She gets paid for 40 hours a week, even though she works only 25 hours, at most.
Steve makes sure her phone is paid for, has bought her a very expensive laptop and has bought her a brand-new luxury model car. (She now expects a new one.)
We pay her health insurance.
She lives in her boyfriend's house. Her boyfriend's parents own the house, and her rent is way below market price.
If I bring up to Steve that I think we help her way too much, I'm the bad guy.
Am I wrong in not wanting to help her so much?
I also need to add that I do not get a paycheck, nor do I have any money unless I ask Steve for it.
All while his daughter constantly tells her father that she won't do anything for him.
I am just now putting my foot down about being brought into all decisions being made.
I love him and want to stay, but am I just wasting my remaining happy years on nothing?
— Marred in Maine
Marred in Maine: You criticize “Steve’s” daughter for being entirely dependent on her father, and yet you are, too.

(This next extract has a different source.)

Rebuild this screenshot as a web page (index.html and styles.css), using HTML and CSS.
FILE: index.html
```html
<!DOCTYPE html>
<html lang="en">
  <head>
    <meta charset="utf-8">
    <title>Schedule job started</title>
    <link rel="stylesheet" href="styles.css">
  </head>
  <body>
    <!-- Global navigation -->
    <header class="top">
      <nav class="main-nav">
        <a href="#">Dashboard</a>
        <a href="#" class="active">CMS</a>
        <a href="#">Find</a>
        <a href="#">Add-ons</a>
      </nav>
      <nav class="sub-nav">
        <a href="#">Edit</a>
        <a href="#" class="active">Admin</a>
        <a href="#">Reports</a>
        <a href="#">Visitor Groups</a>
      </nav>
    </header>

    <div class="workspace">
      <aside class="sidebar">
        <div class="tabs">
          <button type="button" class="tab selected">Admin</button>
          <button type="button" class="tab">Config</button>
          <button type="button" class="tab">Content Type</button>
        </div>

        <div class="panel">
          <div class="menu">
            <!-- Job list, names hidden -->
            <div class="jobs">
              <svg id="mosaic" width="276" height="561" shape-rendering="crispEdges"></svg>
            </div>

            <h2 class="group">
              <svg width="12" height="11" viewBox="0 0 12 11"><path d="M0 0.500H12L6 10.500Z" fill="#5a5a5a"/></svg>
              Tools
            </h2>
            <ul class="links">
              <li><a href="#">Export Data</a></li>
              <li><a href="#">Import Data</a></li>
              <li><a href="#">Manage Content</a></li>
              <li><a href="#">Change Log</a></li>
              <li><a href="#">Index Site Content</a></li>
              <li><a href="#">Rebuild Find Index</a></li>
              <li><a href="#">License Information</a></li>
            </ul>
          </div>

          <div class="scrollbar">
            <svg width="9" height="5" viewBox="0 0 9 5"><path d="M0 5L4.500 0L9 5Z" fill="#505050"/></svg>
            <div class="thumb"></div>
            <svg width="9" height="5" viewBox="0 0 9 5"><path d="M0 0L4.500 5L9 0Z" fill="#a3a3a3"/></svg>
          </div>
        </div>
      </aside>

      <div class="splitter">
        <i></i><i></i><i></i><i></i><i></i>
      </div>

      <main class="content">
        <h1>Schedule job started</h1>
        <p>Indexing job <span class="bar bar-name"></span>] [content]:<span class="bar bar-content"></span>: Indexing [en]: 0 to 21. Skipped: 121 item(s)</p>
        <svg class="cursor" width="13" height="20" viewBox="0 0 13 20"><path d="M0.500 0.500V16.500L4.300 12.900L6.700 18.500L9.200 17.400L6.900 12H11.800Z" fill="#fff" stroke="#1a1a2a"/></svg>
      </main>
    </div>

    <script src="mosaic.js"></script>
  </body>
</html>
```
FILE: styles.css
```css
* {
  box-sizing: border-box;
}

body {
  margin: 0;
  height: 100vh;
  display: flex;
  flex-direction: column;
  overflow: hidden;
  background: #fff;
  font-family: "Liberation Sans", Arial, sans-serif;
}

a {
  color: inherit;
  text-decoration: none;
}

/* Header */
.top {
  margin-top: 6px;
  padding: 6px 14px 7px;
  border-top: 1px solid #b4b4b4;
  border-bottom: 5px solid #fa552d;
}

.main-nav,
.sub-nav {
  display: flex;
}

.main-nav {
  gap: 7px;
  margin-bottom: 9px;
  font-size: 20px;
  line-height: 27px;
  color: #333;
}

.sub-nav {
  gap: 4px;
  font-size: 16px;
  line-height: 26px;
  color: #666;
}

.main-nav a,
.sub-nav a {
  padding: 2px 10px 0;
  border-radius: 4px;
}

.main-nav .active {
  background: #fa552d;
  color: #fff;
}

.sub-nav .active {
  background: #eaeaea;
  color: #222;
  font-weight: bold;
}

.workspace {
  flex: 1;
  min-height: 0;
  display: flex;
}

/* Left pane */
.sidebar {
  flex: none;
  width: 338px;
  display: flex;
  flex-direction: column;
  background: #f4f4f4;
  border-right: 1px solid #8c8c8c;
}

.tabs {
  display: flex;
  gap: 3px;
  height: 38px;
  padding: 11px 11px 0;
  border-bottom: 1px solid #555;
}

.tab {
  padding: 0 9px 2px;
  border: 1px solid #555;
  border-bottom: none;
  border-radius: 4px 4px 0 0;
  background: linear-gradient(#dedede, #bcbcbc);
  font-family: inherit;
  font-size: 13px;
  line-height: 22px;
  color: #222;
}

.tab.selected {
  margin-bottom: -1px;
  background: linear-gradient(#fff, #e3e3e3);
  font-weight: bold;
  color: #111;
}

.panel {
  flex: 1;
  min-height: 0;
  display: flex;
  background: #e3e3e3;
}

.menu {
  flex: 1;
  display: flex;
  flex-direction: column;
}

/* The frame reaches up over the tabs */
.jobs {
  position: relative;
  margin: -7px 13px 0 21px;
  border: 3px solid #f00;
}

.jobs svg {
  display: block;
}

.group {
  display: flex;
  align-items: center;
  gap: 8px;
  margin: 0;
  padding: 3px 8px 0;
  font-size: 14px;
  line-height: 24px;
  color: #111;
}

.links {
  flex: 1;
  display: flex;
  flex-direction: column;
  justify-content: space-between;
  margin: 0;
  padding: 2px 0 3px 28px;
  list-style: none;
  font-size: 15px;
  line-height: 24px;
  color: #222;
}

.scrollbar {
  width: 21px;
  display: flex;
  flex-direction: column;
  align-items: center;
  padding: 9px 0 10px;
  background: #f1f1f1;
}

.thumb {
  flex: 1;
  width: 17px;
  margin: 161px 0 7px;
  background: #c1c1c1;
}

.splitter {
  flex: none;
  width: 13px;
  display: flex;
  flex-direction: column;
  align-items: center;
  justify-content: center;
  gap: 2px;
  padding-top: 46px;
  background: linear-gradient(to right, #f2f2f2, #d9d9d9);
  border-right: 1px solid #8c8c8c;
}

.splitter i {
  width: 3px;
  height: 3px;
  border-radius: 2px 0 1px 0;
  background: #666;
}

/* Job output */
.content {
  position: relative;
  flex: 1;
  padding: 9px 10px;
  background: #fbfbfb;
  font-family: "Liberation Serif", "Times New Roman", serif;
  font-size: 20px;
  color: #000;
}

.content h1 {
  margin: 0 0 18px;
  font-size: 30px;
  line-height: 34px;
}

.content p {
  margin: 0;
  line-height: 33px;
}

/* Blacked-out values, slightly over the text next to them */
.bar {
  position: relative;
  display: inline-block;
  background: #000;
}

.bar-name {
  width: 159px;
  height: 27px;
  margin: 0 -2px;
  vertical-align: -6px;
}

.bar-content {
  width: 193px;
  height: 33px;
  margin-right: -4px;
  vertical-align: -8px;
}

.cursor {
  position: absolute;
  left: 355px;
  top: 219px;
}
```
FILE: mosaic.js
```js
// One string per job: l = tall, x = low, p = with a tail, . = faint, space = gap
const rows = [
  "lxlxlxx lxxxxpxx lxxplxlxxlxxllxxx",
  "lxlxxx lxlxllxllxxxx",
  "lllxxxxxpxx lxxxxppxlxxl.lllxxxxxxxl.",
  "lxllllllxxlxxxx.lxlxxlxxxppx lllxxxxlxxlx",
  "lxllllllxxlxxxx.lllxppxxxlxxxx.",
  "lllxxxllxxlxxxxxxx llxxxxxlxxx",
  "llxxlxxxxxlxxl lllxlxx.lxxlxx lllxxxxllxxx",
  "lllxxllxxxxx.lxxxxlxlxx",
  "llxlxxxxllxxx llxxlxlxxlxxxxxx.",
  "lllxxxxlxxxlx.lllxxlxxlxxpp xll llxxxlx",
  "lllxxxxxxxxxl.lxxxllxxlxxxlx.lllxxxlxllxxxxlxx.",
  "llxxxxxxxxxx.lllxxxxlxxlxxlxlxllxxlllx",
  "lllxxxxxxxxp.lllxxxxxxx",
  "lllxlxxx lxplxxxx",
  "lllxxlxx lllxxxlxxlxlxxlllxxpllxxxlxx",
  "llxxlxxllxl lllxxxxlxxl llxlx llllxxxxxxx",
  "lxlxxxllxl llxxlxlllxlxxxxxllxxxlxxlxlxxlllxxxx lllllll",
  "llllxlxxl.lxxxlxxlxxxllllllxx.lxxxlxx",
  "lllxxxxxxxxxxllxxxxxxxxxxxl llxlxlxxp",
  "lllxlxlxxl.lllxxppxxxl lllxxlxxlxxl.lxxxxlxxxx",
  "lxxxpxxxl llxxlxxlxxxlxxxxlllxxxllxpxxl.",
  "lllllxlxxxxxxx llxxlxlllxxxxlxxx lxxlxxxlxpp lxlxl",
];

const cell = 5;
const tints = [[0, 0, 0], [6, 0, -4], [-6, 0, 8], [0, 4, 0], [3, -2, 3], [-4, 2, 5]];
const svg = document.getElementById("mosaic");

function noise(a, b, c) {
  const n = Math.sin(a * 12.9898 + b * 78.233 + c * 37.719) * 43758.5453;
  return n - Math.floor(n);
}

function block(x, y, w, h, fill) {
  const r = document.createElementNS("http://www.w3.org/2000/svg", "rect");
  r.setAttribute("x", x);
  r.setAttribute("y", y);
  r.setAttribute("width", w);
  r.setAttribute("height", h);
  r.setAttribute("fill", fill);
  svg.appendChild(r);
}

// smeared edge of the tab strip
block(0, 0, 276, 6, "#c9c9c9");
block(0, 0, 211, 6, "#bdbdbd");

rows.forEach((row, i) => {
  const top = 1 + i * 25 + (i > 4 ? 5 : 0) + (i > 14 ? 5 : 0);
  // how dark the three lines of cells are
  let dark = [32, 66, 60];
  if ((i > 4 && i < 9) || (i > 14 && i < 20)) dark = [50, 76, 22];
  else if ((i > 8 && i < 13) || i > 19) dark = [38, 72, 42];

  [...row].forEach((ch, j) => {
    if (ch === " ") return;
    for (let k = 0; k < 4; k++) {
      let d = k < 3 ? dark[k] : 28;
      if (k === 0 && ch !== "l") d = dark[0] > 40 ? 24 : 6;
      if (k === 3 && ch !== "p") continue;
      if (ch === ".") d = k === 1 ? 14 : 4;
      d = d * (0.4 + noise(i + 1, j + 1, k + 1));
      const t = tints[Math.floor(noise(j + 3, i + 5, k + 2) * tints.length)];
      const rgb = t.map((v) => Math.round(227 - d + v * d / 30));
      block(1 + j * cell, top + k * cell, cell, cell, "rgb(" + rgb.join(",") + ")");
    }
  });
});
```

The difference between you and this young woman is she is not working hard but is receiving compensation; you are working hard — but are not getting paid.
You might ask her for tips on how to pry a paycheck out of her father.

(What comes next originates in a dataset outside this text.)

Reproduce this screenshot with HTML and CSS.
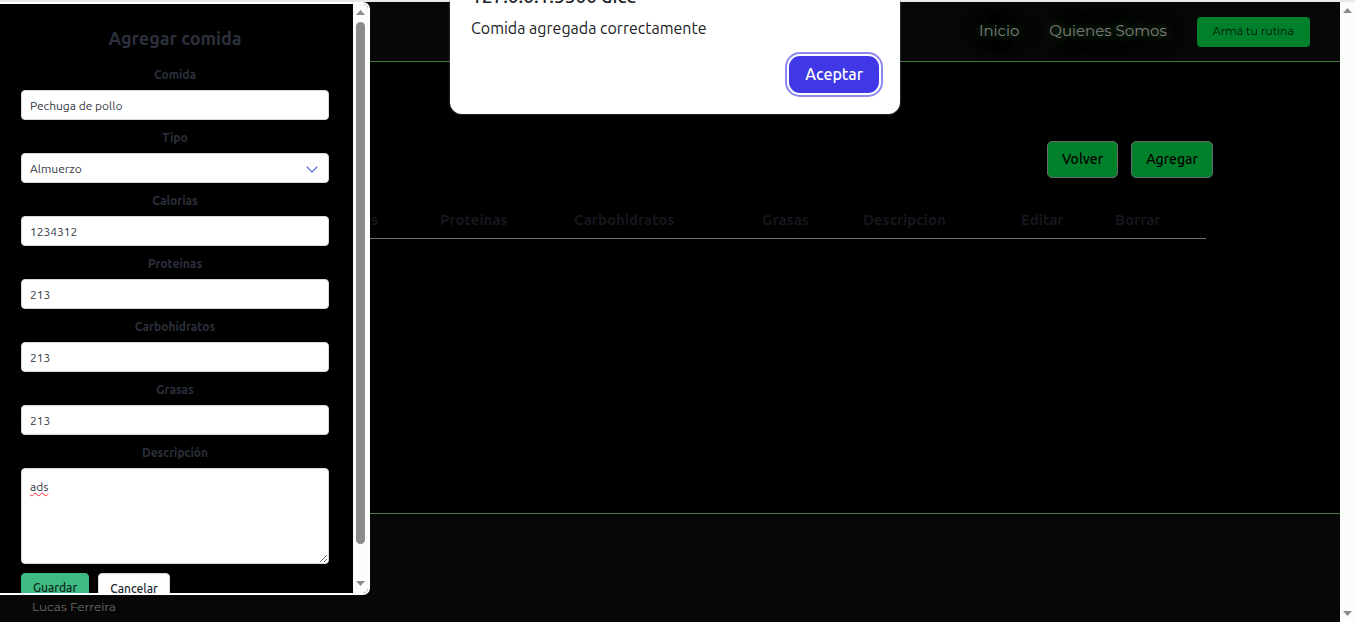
FILE: index.html
```html
<!DOCTYPE html>
<html lang="es">
<head>
  <meta charset="utf-8">
  <meta name="viewport" content="width=device-width, initial-scale=1">
  <title>Comidas</title>
  <link rel="stylesheet" href="styles.css">
</head>
<body>
  <div class="page">
    <header class="header">
      <nav class="nav">
        <a class="nav-link" href="#">Inicio</a>
        <a class="nav-link" href="#">Quienes Somos</a>
        <a class="nav-cta" href="#">Armá tu rutina</a>
      </nav>
    </header>
    <main class="main">
      <div class="actions">
        <button class="action" type="button">Volver</button>
        <button class="action" type="button">Agregar</button>
      </div>
      <table class="meals">
        <colgroup>
          <col>
          <col class="col-type">
          <col class="col-calories">
          <col class="col-protein">
          <col class="col-carbs">
          <col class="col-fat">
          <col class="col-description">
          <col class="col-edit">
          <col class="col-delete">
        </colgroup>
        <thead>
          <tr>
            <th>Comida</th>
            <th>Tipo</th>
            <th>Calorias</th>
            <th>Proteinas</th>
            <th>Carbohidratos</th>
            <th>Grasas</th>
            <th>Descripcion</th>
            <th>Editar</th>
            <th>Borrar</th>
          </tr>
        </thead>
      </table>
    </main>
    <footer class="footer">Lucas Ferreira</footer>
  </div>

  <div class="scrollbar page-scrollbar">
    <svg class="arrow" viewBox="0 0 9 5"><path d="M0 5 4.500 0 9 5z"/></svg>
    <svg class="arrow" viewBox="0 0 9 5"><path d="M0 0 4.500 5 9 0z"/></svg>
  </div>

  <aside class="drawer">
    <form class="form">
      <h2 class="form-title">Agregar comida</h2>
      <label class="label" for="comida">Comida</label>
      <input class="control" id="comida" type="text" value="Pechuga de pollo">
      <label class="label" for="tipo">Tipo</label>
      <div class="select-wrap">
        <select class="control" id="tipo"><option>Almuerzo</option></select>
        <svg class="chevron" viewBox="0 0 12 7"><path d="M.7.700 6 6 11.300.700"/></svg>
      </div>
      <label class="label" for="calorias">Calorias</label>
      <input class="control" id="calorias" type="text" value="1234312">
      <label class="label" for="proteinas">Proteinas</label>
      <input class="control" id="proteinas" type="text" value="213">
      <label class="label" for="carbohidratos">Carbohidratos</label>
      <input class="control" id="carbohidratos" type="text" value="213">
      <label class="label" for="grasas">Grasas</label>
      <input class="control" id="grasas" type="text" value="213">
      <label class="label" for="descripcion">Descripción</label>
      <textarea class="control control-area" id="descripcion">ads</textarea>
      <div class="form-buttons">
        <button class="button button-save" type="button">Guardar</button>
        <button class="button" type="button">Cancelar</button>
      </div>
    </form>
    <div class="scrollbar drawer-scrollbar">
      <svg class="arrow" viewBox="0 0 9 5"><path d="M0 5 4.500 0 9 5z"/></svg>
      <div class="thumb"></div>
      <svg class="arrow" viewBox="0 0 9 5"><path d="M0 0 4.500 5 9 0z"/></svg>
    </div>
  </aside>

  <div class="alert" role="alertdialog" aria-labelledby="alert-title" aria-describedby="alert-text">
    <h1 class="alert-title" id="alert-title">127.0.0.1:5500 dice</h1>
    <p class="alert-text" id="alert-text">Comida agregada correctamente</p>
    <button class="alert-button" type="button">Aceptar</button>
  </div>
</body>
</html>
```

FILE: styles.css
```css
* {
  box-sizing: border-box;
}

body {
  margin: 0;
  height: 100vh;
  overflow: hidden;
  display: flex;
  border-top: 2px solid #e8eaea;
  background: #000;
  font-family: Ubuntu, "Noto Sans", sans-serif;
}

.page {
  flex: 1;
  display: flex;
  flex-direction: column;
}

.header {
  background: #070707;
  border-bottom: 1px solid #477a43;
  padding: 15px 30px 14px;
}

.nav {
  display: flex;
  justify-content: flex-end;
  align-items: flex-start;
  gap: 30px;
  font-family: Montserrat, Inter, sans-serif;
}

.nav-link {
  color: #7f7f7f;
  font-size: 15px;
  line-height: 28px;
  text-decoration: none;
  text-shadow: 0 0 10px #2f6a2f, 0 0 24px #24381a;
}

.nav-cta {
  padding: 0 15px 2px;
  border: solid #00802b;
  border-width: 0 1px;
  border-radius: 4px;
  background: #00802b;
  color: #001204;
  font-size: 11px;
  line-height: 28px;
  text-decoration: none;
}

.main {
  flex: 1;
  padding-top: 79px;
}

.actions {
  display: flex;
  justify-content: flex-end;
  gap: 13px;
  padding-right: 127px;
}

.action {
  height: 37px;
  padding: 0 14px 2px;
  border: 1px solid #6b6b6b;
  border-radius: 5px;
  background: #00802b;
  color: #000;
  font-family: inherit;
  font-size: 14px;
  font-weight: 500;
}

.meals {
  width: 80%;
  margin: 21px auto 0;
  table-layout: fixed;
  border-collapse: collapse;
}

.meals th {
  height: 39px;
  padding: 2px 0 0;
  border-bottom: 1px solid #6f6f6f;
  color: #15171c;
  font-size: 15px;
  font-weight: 600;
  text-align: left;
}

.col-type { width: 100px; }
.col-calories { width: 119px; }
.col-protein { width: 134px; }
.col-carbs { width: 188px; }
.col-fat { width: 101px; }
.col-description { width: 158px; }
.col-edit { width: 94px; }
.col-delete { width: 91px; }

.footer {
  padding: 84px 32px 6px;
  border-top: 1px solid #477a43;
  background: #070707;
  color: #6c6c68;
  font-family: Montserrat, Inter, sans-serif;
  font-size: 12px;
  line-height: 18px;
}

.scrollbar {
  display: flex;
  flex-direction: column;
  align-items: center;
  background: #fcfcfc;
}

.page-scrollbar {
  width: 15px;
  justify-content: space-between;
  padding: 6px 0;
}

.arrow {
  width: 9px;
  height: 5px;
  fill: #8b8b8b;
}

.drawer {
  position: absolute;
  top: 2px;
  bottom: 27px;
  left: 0;
  width: 370px;
  display: flex;
  overflow: hidden;
  border: solid #fff;
  border-width: 2px 2px 2px 0;
  border-radius: 0 7px 7px 0;
  background: #000;
}

.drawer-scrollbar {
  width: 15px;
  padding: 6px 0 7px;
  gap: 7px;
}

.thumb {
  width: 9px;
  flex: 1;
  margin-bottom: 30px;
  border-radius: 5px;
  background: #8b8b8b;
}

.form {
  flex: 1;
  display: flex;
  flex-direction: column;
  padding: 23px 24px 0 21px;
}

.form-title {
  margin: 0 0 8px;
  color: #2b303b;
  font-size: 18px;
  font-weight: 700;
  line-height: 22px;
  text-align: center;
}

.label {
  margin: 9px 0 6px;
  color: #2b303b;
  font-size: 12px;
  font-weight: 600;
  line-height: 18px;
  text-align: center;
}

.control {
  flex: none;
  display: block;
  width: 100%;
  height: 30px;
  margin: 0;
  padding: 0 8px;
  border: 1px solid #d5d7e2;
  border-radius: 4px;
  appearance: none;
  background: #fff;
  color: #33373f;
  font-family: inherit;
  font-size: 12px;
}

.control-area {
  height: 96px;
  padding: 9px 8px;
  line-height: 18px;
  resize: vertical;
  text-decoration: underline wavy #ff2a2a 1px;
}

.select-wrap {
  position: relative;
}

.chevron {
  position: absolute;
  top: 13px;
  right: 11px;
  width: 12px;
  height: 7px;
  fill: none;
  stroke: #5468e8;
  stroke-width: 1.2;
}

.form-buttons {
  display: flex;
  gap: 9px;
  margin-top: 9px;
}

.button {
  flex: none;
  height: 30px;
  padding: 0 11px;
  border: 1px solid #d5d7e2;
  border-radius: 4px;
  background: #fff;
  color: #23272f;
  font-family: inherit;
  font-size: 12px;
  font-weight: 500;
}

.button-save {
  height: 28px;
  border-color: #3dbb82;
  background: #3dbb82;
  color: #12271d;
}

.alert {
  position: absolute;
  top: -20px;
  left: 450px;
  width: 450px;
  display: flex;
  flex-direction: column;
  padding: 4px 21px 21px;
  border-radius: 12px;
  background: #fff;
  box-shadow: 0 0 2px #777;
  color: #202124;
}

.alert-title {
  margin: 0;
  font-size: 19px;
  font-weight: 500;
  line-height: 24px;
}

.alert-text {
  margin: 8px 0 16px;
  font-size: 16px;
  line-height: 24px;
}

.alert-button {
  align-self: flex-end;
  height: 37px;
  padding: 0 16px 2px;
  border: 0;
  border-radius: 11px;
  background: #4038e6;
  box-shadow: 0 0 0 2px #fff, 0 0 0 4px #8c88f0;
  color: #fff;
  font-family: inherit;
  font-size: 16px;
  font-weight: 500;
}
```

Steve’s daughter comes first. If she is entitled and spoiled, then he helped to create this monster, and a monster she will remain — at least for the next few years.
Many small businesses rely on family members to provide hours of free labor, but according to you, the business you and Steve operate is successful. Your choice to work without pay is a true head-scratcher.
If one of your adult children described a situation where they were deeply ensconced in a personal and business relationship identical to yours, what advice would you give?
My point is that you should take a long and careful look at your own situation and ask yourself if you are with someone who is controlling the women in his life through money.
Dear Amy: Recently, my family and I attended a church that was not our home parish, and we did not know the members.
The family in front of me was sitting on their pew as I knelt from behind.
The position I was in gave me a close-up view of the blond long-haired teenage girl sitting directly below my gaze.
She clearly had two lice nits affixed to her hair (shining from the bright overhead lights).
In my experience as a teacher for 37 years, I have encountered this situation numerous times, but on those occasions, I had sent the child to the nurse without having to discuss the reason (a phone call was made to the nurse before child's arrival).
I would never intentionally embarrass someone or bring something unpleasantly personal to their attention.
Yes, lice tend to visit "clean hair," but that doesn't help to alleviate the discomfort of it.
I chose to say nothing, and now I wonder if I should have vocalized the information.
There were five other long-haired girls in the family, and my concern now is that they might become infected, also.
What would you have done?
— Second Guessing My Silence
Second Guessing My Silence: I wouldn’t have done anything.
If you were a dermatologist and noticed a potentially serious growth on the back of a head in the pew in front of you (located in a place where a person couldn’t see it), then you should speak up.
But nits don’t necessarily become lice. And lice aren’t a serious threat to life and limb (as you know).
Dear Amy: Thank you for sticking up for the teenager who brought his "lovey" to his grandmother's house "Embarrassed Gran."
I am a married dad, and I've had my stuffed panda in my room since, well, since forever.
I guess this goes against the grain, gender-wise, but I'm cool with it, and my kids seem to feel the same way.
Secure: It seems that your panda has done a very good job.